Stop-Limit Order vs. Stop Order

It is important to understand the differences between stop-limit order and stop order so you will know which one to use. Although they sound similar, they have different conditions and features. For stop order, once it is established, this means that the stock that you hold will be automatically sold out at a particular price or beneath it. Stop order also triggers a market order whenever a particular price is reached at a specific point.

Meanwhile, stop-limit order allows greater control over a specific order as to when it gets filled by agreeing to a couple of acceptable prices. There are two prices included in the stop-limit order – the stop price which is set at the start of the trade and the limit price which is the outside price target.

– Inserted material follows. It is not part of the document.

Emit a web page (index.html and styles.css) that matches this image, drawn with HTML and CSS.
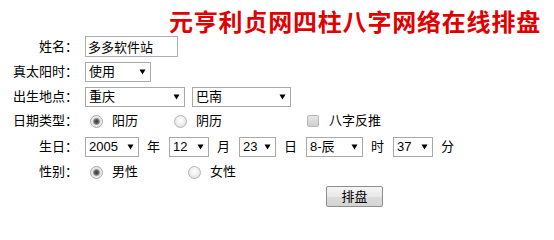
FILE: index.html
```html
<!DOCTYPE html>
<html lang="zh-CN">
<head>
<meta charset="utf-8">
<title>元亨利贞网四柱八字网络在线排盘</title>
<link rel="stylesheet" href="styles.css">
</head>
<body>
<form class="paipan">
  <h1 class="title">元亨利贞网四柱八字网络在线排盘</h1>

  <div class="row">
    <label class="lbl">姓名：</label>
    <div class="field"><input class="txt" type="text" value="多多软件站"></div>
  </div>

  <div class="row">
    <label class="lbl">真太阳时：</label>
    <div class="field">
      <span class="sel w66"><select><option>使用</option></select><span class="caret"><svg width="7" height="6" viewBox="0 0 7 6"><polygon points="0.5,0.5 6.5,0.5 3.5,5.5" fill="#000"/></svg></span></span>
    </div>
  </div>

  <div class="row">
    <label class="lbl">出生地点：</label>
    <div class="field gap7">
      <span class="sel w100"><select><option>重庆</option></select><span class="caret"><svg width="7" height="6" viewBox="0 0 7 6"><polygon points="0.5,0.5 6.5,0.5 3.5,5.5" fill="#000"/></svg></span></span>
      <span class="sel w99"><select><option>巴南</option></select><span class="caret"><svg width="7" height="6" viewBox="0 0 7 6"><polygon points="0.5,0.5 6.5,0.5 3.5,5.5" fill="#000"/></svg></span></span>
    </div>
  </div>

  <div class="row row-short">
    <label class="lbl">日期类型：</label>
    <div class="field">
      <label class="opt ow84"><input type="radio" name="dt" checked><span>阳历</span></label>
      <label class="opt ow133"><input type="radio" name="dt"><span>阴历</span></label>
      <label class="opt opt-cb"><input type="checkbox"><span>八字反推</span></label>
    </div>
  </div>

  <div class="row row-tall">
    <label class="lbl">生日：</label>
    <div class="field gap8">
      <span class="sel w54"><select><option>2005</option></select><span class="caret"><svg width="7" height="6" viewBox="0 0 7 6"><polygon points="0.5,0.5 6.5,0.5 3.5,5.5" fill="#000"/></svg></span></span>
      <span class="unit">年</span>
      <span class="sel w40"><select><option>12</option></select><span class="caret"><svg width="7" height="6" viewBox="0 0 7 6"><polygon points="0.5,0.5 6.5,0.5 3.5,5.5" fill="#000"/></svg></span></span>
      <span class="unit">月</span>
      <span class="sel w37"><select><option>23</option></select><span class="caret"><svg width="7" height="6" viewBox="0 0 7 6"><polygon points="0.5,0.5 6.5,0.5 3.5,5.5" fill="#000"/></svg></span></span>
      <span class="unit">日</span>
      <span class="sel w57"><select><option>8-辰</option></select><span class="caret"><svg width="7" height="6" viewBox="0 0 7 6"><polygon points="0.5,0.5 6.5,0.5 3.5,5.5" fill="#000"/></svg></span></span>
      <span class="unit">时</span>
      <span class="sel w40"><select><option>37</option></select><span class="caret"><svg width="7" height="6" viewBox="0 0 7 6"><polygon points="0.5,0.5 6.5,0.5 3.5,5.5" fill="#000"/></svg></span></span>
      <span class="unit">分</span>
    </div>
  </div>

  <div class="row row-short">
    <label class="lbl">性别：</label>
    <div class="field">
      <label class="opt ow98"><input type="radio" name="sex" checked><span>男性</span></label>
      <label class="opt"><input type="radio" name="sex"><span>女性</span></label>
    </div>
  </div>

  <div class="row">
    <div class="field submit">
      <button class="btn" type="button">排盘</button>
    </div>
  </div>
</form>
</body>
</html>
```

FILE: styles.css
```css
* {
  box-sizing: border-box;
}

body {
  margin: 8px;
  background: #fff;
  color: #000;
  font-family: "Liberation Sans", "Noto Sans CJK SC", sans-serif;
  font-size: 13px;
}

.paipan {
  margin: 0;
}

.title {
  margin: 0;
  height: 26px;
  line-height: 26px;
  padding-right: 5px;
  text-align: right;
  font-family: "Noto Sans CJK SC", serif;
  font-size: 24px;
  font-weight: 700;
  letter-spacing: 0.8px;
  color: #e00000;
}

.row {
  display: flex;
  align-items: center;
  height: 25px;
}

.row-short {
  height: 24px;
}

.row-tall {
  height: 27px;
}

.lbl {
  flex: none;
  width: 70px;
  text-align: right;
  line-height: 16px;
  white-space: nowrap;
}

.field {
  display: flex;
  align-items: center;
  margin-left: 7px;
  line-height: 16px;
}

.gap7 {
  gap: 7px;
}

.gap8 {
  gap: 8px;
}

.unit {
  width: 13px;
  margin-right: 1px;
  text-align: center;
}

.txt {
  width: 93px;
  height: 21px;
  margin: 0;
  padding: 0 2px;
  border: 1px solid #abadb3;
  font: inherit;
  color: #000;
  background: #fff;
  outline: none;
}

.sel {
  display: inline-flex;
  align-items: center;
  height: 20px;
  border: 1px solid #a9a9a9;
  background: #fff;
}

.sel select {
  flex: 1;
  min-width: 0;
  height: 18px;
  margin: 0;
  padding: 0 0 0 3px;
  border: none;
  background: transparent;
  font: inherit;
  color: #000;
  appearance: none;
  -webkit-appearance: none;
  outline: none;
}

.caret {
  flex: none;
  display: flex;
  align-items: center;
  justify-content: center;
  width: 16px;
  height: 18px;
}

.w37 { width: 37px; }
.w40 { width: 40px; }
.w54 { width: 54px; }
.w57 { width: 57px; }
.w66 { width: 66px; }
.w99 { width: 99px; }
.w100 { width: 100px; }

.opt {
  display: flex;
  align-items: center;
  flex: none;
}

.ow84 { width: 84px; }
.ow98 { width: 98px; }
.ow133 { width: 133px; }

.opt input {
  flex: none;
  width: 13px;
  height: 13px;
  margin: 0 9px 0 5px;
  appearance: none;
  -webkit-appearance: none;
  border: 1px solid #b4b4b4;
  background: radial-gradient(circle at 50% 40%, #ffffff 0, #f0f0f0 45%, #d6d6d6 100%);
}

.opt input[type="radio"] {
  border-radius: 50%;
}

.opt input[type="radio"]:checked {
  border-color: #a8a8a8;
  background: radial-gradient(circle, #3c3c3c 0, #5a5a5a 2px, #9a9a9a 3px, #e6e6e6 4px, #f6f6f6 100%);
}

.opt-cb input {
  width: 12px;
  height: 12px;
  margin-right: 10px;
  border-radius: 2px;
  border-color: #b8b8b8;
  background: linear-gradient(#e6e6e6, #cfcfcf);
}

.submit {
  margin-left: 318px;
}

.btn {
  width: 57px;
  height: 21px;
  margin: 0;
  padding: 0;
  border: 1px solid #8e8e8e;
  border-radius: 2px;
  background: linear-gradient(#f6f6f6, #e8e8e8 50%, #dcdcdc 51%, #d4d4d4);
  font: inherit;
  color: #000;
}
```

Stop-limit order only gets triggered when the stop price is reached. Then, it becomes a limit order that sells at a limited price or way better.

Why are there some stop-limit orders that don’t sell?

Make the stop-limit work accordingly, another trader in the market must bid in the range of your stop price as well as your limit price. But, in case there isn’t a bid, there won’t be the execution of trades too. This mostly happens on widely traded stocks that have high volume but are thinly traded or those under volatile markets.

Take note that shares aren’t going down that easily like a thermometer. Although, they can jump into a specific price when the bids and asks don’t match up. There’s a huge possibility for a stock traded at $43 to fall directly to $39 without even getting into the $42, $41, $40 marks.

In live CFD trading, these instances don’t always happen. There’s still a huge chance for your stop-limit order to be filled on a single trade or several trades. This means that this order might not guarantee a sell but it ensures you of getting the price that you want to sell with.

Such risk management tools are very important for your trades. Once you use it correctly, you will find that trading can be less dramatic compared to the time when you first entered the market. All you have to do is to understand these orders so you will know which one to use in CFDs. Other types of orders include limit order, market order, limit order, stop order, and buy stop order.